It is little wonder that Prime Minister John Key has refused to guarantee that the tax cuts promised for next year and 2011 will go ahead.
The tax-cut programme that National took to the country in November amounted to $4.4 billion over five years. When implemented, it will make someone now earning $50,000 some $30 a week better off - $46.50 richer if Labour's tax cuts of last October are added in.
But this week Key avoided guaranteeing that the tax cuts after those scheduled for April 1 would go ahead. It was his "belief" and "expectation" that they would but, he added, "we live in dynamic times".
What is worth considering between this April and next is whether the planned changes to tax rates have been effectively targeted. The tax cuts as announced promised relief to hard-pressed middle-income New Zealanders - the economy's salt of the earth who had been crushed by rising interest rates and higher fuel prices. They disproportionately favour people who have children and earn between $50,000 and $70,000. Above $80,000, the benefits begin to disappear.
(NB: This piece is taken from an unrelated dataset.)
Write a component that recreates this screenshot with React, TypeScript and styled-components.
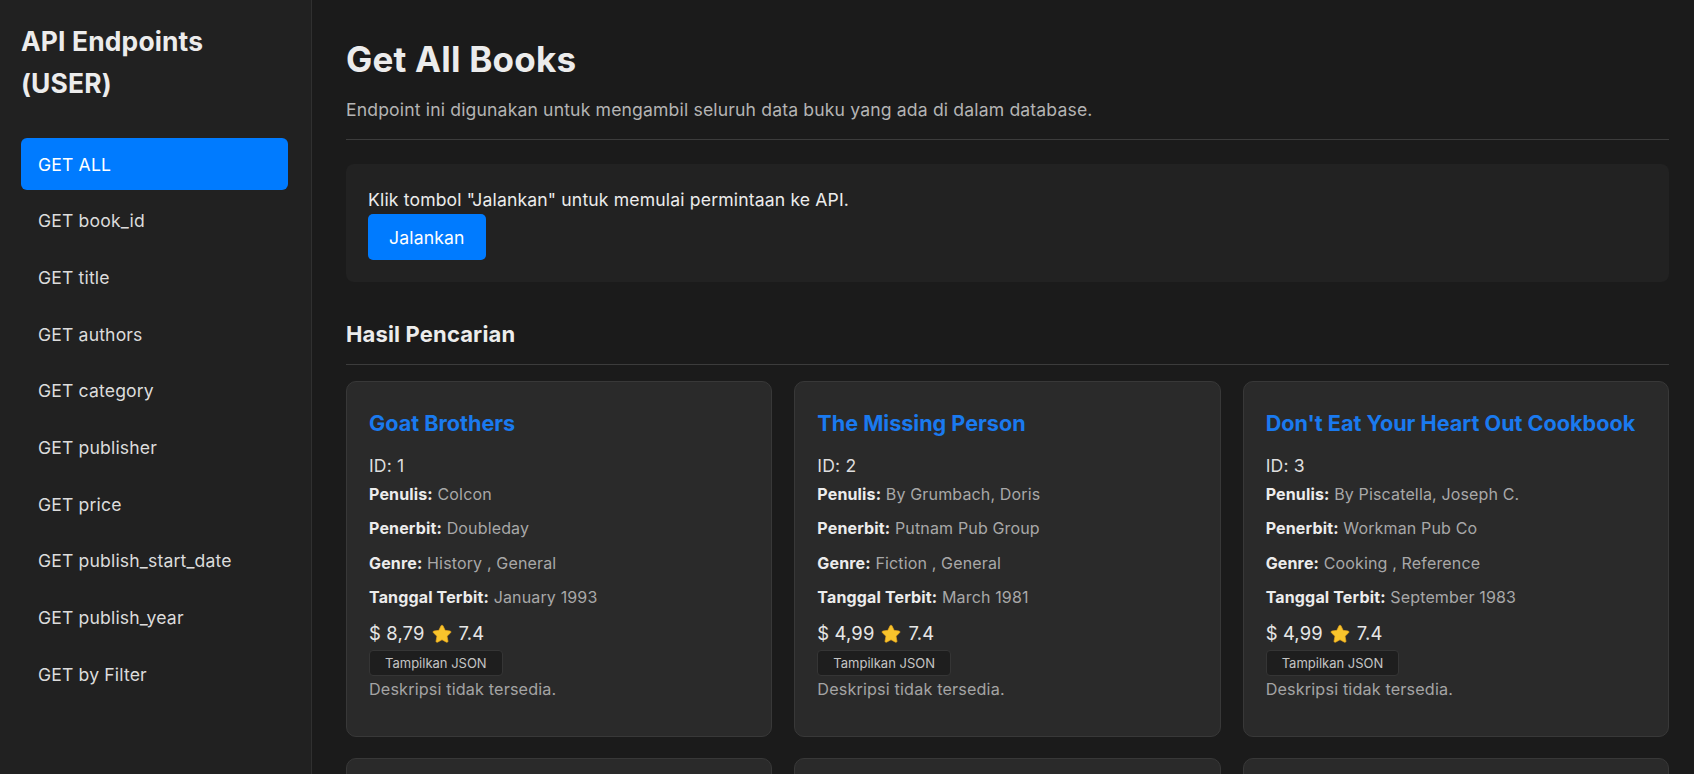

But, significantly, workers who have children and earn less than $40,000 do not benefit; indeed, they will actually lose money.
The cynical might incline to the view that National was unlikely to waste largess on cultivating a socio-economic sector where it would not harvest votes, but now that the party is in power, that becomes a pointless argument. In the real world, two things are evident from the pattern of redundancy and economic slowdown already being witnessed: that nobody will be immune to its effects and that the burden will fall most heavily on those who can least afford it – those at the bottom of the economic pile.
It may be timely, then, for each of us to consider whether the projected tax cuts are necessarily in everyone's best interests. Taken as an entire programme over several years, they add $50 a week to modest incomes - no small improvement - but, considered separately, each cut delivers only a few dollars into a household budget, while draining hundreds of millions or more from Government accounts.
It should go without saying that governments are like people: if they earn less they must spend less or borrow more - both of which are unpalatable options. A cut in Government revenue means a cut in Government spending, notably on social services: and, though there will always be pages of the Government's books where belt-tightening can - indeed, should - occur, a time of recession, higher unemployment and economic hardship is not that time. Perhaps now
is the time to consider whether we should individually assume responsibility for making cost savings, rather than expecting the country to do it for us.
In short, the gloomy news that daily fills our papers issues a challenge to us all. Governments must manage the big picture, but this can also be a time when the rest of us can think a little more about each other and a little less about ourselves. New Zealand society has undergone profound changes since the last time we faced a recession on this scale. The economic reforms of the 1980s ushered in years when the market ruled, greed was good and the strongest survived, indeed prospered.
Yet the Great Depression took place in a world where working for the common good and looking to the needs of others was still in fashion. Perhaps it is time for it to come back into fashion, for us to offer ourselves and each other some succour amid the gloom.
We would be foolish to believe that our remoteness will protect us from the shocks to come. But it has given us a tradition of initiative and resilience, of the ability to make do and to look after each other. We would do well to rediscover that legacy - and to accept that we are all in this together.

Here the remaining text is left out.